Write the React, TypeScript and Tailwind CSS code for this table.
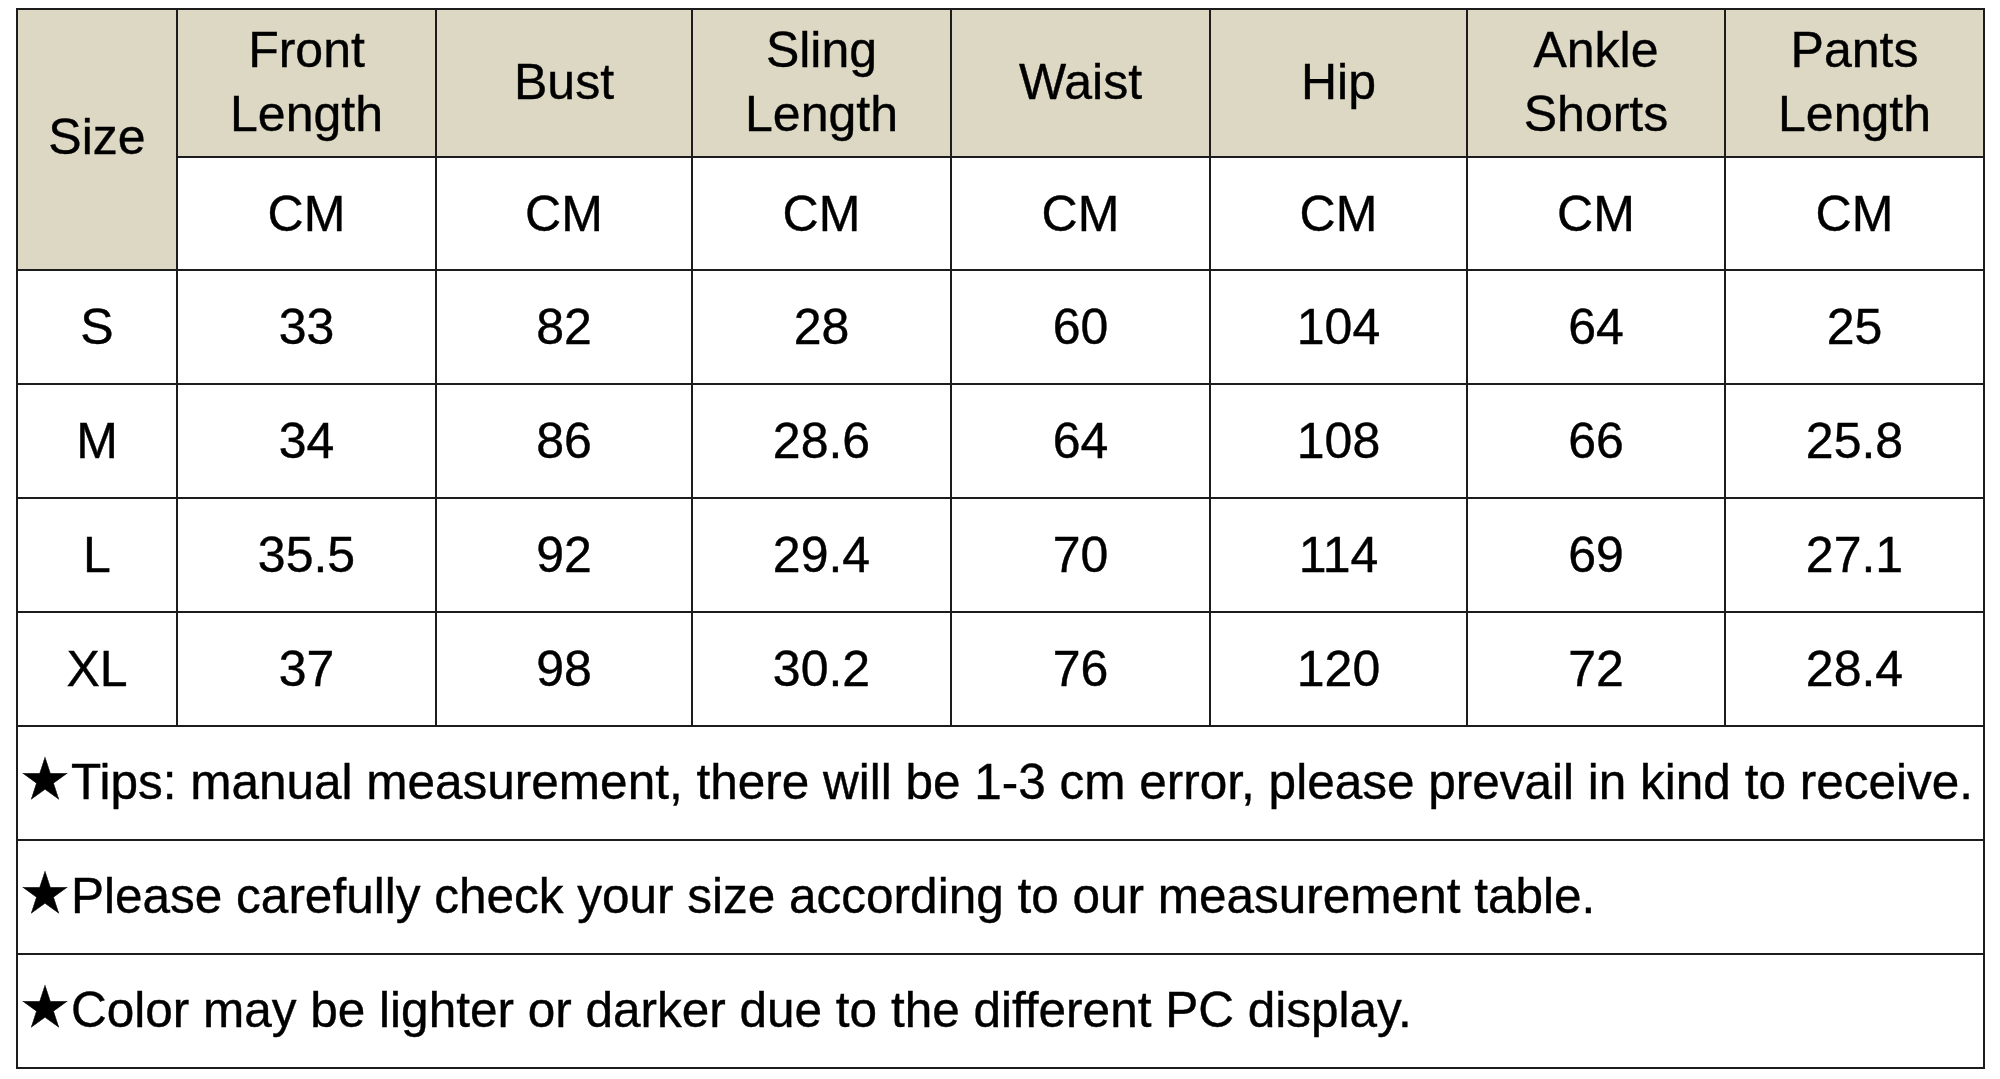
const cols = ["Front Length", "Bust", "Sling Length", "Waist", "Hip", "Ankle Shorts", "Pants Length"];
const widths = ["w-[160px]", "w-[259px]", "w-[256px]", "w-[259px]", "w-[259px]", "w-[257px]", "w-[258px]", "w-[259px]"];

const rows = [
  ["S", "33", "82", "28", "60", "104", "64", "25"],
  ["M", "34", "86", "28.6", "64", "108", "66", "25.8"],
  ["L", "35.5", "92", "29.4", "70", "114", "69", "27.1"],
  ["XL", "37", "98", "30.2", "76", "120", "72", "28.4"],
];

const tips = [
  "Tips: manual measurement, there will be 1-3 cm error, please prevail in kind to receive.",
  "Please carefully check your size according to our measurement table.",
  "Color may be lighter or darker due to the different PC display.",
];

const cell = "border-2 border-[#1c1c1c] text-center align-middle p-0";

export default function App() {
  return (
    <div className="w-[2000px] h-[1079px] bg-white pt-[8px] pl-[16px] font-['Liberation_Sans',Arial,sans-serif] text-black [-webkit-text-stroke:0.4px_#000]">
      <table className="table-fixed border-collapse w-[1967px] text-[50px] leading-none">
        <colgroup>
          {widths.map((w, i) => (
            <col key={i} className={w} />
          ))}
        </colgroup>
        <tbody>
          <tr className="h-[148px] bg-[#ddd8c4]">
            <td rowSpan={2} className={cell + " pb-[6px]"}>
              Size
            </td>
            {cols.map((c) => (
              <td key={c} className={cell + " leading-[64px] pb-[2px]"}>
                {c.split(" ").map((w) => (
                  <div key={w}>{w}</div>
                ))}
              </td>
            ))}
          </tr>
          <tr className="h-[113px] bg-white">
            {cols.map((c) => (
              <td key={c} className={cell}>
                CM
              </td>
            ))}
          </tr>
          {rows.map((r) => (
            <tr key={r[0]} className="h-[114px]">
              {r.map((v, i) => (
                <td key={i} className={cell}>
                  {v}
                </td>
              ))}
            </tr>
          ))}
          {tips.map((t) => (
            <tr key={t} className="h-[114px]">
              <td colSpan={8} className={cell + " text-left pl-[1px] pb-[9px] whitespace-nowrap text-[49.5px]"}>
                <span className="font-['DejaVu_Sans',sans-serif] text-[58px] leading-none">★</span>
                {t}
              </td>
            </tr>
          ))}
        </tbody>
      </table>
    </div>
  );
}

════════════════

▸ **Problem description**: Make an exact copy of the data, leaving its pictures out.

▸ **The answer**:
Write the React, TypeScript and Tailwind CSS code for this table.
const cols = ["Front Length", "Bust", "Sling Length", "Waist", "Hip", "Ankle Shorts", "Pants Length"];
const widths = ["w-[160px]", "w-[259px]", "w-[256px]", "w-[259px]", "w-[259px]", "w-[257px]", "w-[258px]", "w-[259px]"];

const rows = [
  ["S", "33", "82", "28", "60", "104", "64", "25"],
  ["M", "34", "86", "28.6", "64", "108", "66", "25.8"],
  ["L", "35.5", "92", "29.4", "70", "114", "69", "27.1"],
  ["XL", "37", "98", "30.2", "76", "120", "72", "28.4"],
];

const tips = [
  "Tips: manual measurement, there will be 1-3 cm error, please prevail in kind to receive.",
  "Please carefully check your size according to our measurement table.",
  "Color may be lighter or darker due to the different PC display.",
];

const cell = "border-2 border-[#1c1c1c] text-center align-middle p-0";

export default function App() {
  return (
    <div className="w-[2000px] h-[1079px] bg-white pt-[8px] pl-[16px] font-['Liberation_Sans',Arial,sans-serif] text-black [-webkit-text-stroke:0.4px_#000]">
      <table className="table-fixed border-collapse w-[1967px] text-[50px] leading-none">
        <colgroup>
          {widths.map((w, i) => (
            <col key={i} className={w} />
          ))}
        </colgroup>
        <tbody>
          <tr className="h-[148px] bg-[#ddd8c4]">
            <td rowSpan={2} className={cell + " pb-[6px]"}>
              Size
            </td>
            {cols.map((c) => (
              <td key={c} className={cell + " leading-[64px] pb-[2px]"}>
                {c.split(" ").map((w) => (
                  <div key={w}>{w}</div>
                ))}
              </td>
            ))}
          </tr>
          <tr className="h-[113px] bg-white">
            {cols.map((c) => (
              <td key={c} className={cell}>
                CM
              </td>
            ))}
          </tr>
          {rows.map((r) => (
            <tr key={r[0]} className="h-[114px]">
              {r.map((v, i) => (
                <td key={i} className={cell}>
                  {v}
                </td>
              ))}
            </tr>
          ))}
          {tips.map((t) => (
            <tr key={t} className="h-[114px]">
              <td colSpan={8} className={cell + " text-left pl-[1px] pb-[9px] whitespace-nowrap text-[49.5px]"}>
                <span className="font-['DejaVu_Sans',sans-serif] text-[58px] leading-none">★</span>
                {t}
              </td>
            </tr>
          ))}
        </tbody>
      </table>
    </div>
  );
}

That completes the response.